Generally, as a drilling system, the assembly 15 may be any appropriate assembly or drilling rig used to form wellbores or boreholes in the Earth. The assembly 15 may use traditional techniques to form such wellbores, such as the wellbore 20, or may use nontraditional or novel techniques. In some embodiments, the drilling assembly 15 may use rotary drilling equipment to form such wellbores. Rotary drilling equipment is known and may consist of a drill string and a drill bit (or bottom hole assembly that includes a drill bit). In some embodiments, the assembly 15 may consist of a rotary drilling rig. Rotating equipment on such a rotary drilling rig may consist of components that serve to rotate a drill bit, which in turn forms a wellbore, such as the wellbore 20, deeper and deeper into the ground. Rotating equipment consists of a number of components (not all shown here), which contribute to transferring power from a prime mover to the drill bit itself. The prime mover supplies power to a rotary table, or top direct drive system, which in turn supplies rotational power to the drill string. The drill string is typically attached to the drill bit (for example, as a bottom hole assembly). A swivel, which is attached to hoisting equipment, carries much, if not all of, the weight of the drill string, but may allow it to rotate freely.

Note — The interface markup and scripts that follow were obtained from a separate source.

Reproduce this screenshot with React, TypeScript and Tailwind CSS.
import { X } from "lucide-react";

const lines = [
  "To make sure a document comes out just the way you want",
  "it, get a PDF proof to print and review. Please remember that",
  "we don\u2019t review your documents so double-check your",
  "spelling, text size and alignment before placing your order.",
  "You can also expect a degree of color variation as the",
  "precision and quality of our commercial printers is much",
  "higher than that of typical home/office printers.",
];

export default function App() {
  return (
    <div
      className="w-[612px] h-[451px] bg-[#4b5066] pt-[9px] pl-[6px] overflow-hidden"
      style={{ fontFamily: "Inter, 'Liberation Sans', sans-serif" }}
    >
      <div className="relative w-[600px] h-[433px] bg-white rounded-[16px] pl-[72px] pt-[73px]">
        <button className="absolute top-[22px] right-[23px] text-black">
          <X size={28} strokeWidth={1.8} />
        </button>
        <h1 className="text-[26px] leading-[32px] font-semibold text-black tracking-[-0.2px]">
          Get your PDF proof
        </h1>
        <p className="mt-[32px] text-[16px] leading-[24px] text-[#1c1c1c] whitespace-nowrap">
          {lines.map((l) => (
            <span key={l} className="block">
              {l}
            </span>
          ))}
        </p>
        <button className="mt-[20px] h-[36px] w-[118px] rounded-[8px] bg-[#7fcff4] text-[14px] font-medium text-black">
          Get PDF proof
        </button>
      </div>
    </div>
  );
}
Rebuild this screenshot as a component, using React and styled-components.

In some embodiments of the wellbore system 10, the wellbore 20 may be cased with one or more casings. As illustrated, the wellbore 20 includes a conductor casing 25, which extends from the terranean surface 12 shortly into the Earth. A portion of the wellbore 20 enclosed by the conductor casing 25 may be a large diameter borehole. Additionally, in some embodiments, the wellbore 20 may be offset from vertical (for example, a slant wellbore). Even further, in some embodiments, the wellbore 20 may be a stepped wellbore, such that a portion is drilled vertically downward and then curved to a substantially horizontal wellbore portion. Additional substantially vertical and horizontal wellbore portions may be added according to, for example, the type of terranean surface 12, the depth of one or more target subterranean formations, the depth of one or more productive subterranean formations, or other criteria.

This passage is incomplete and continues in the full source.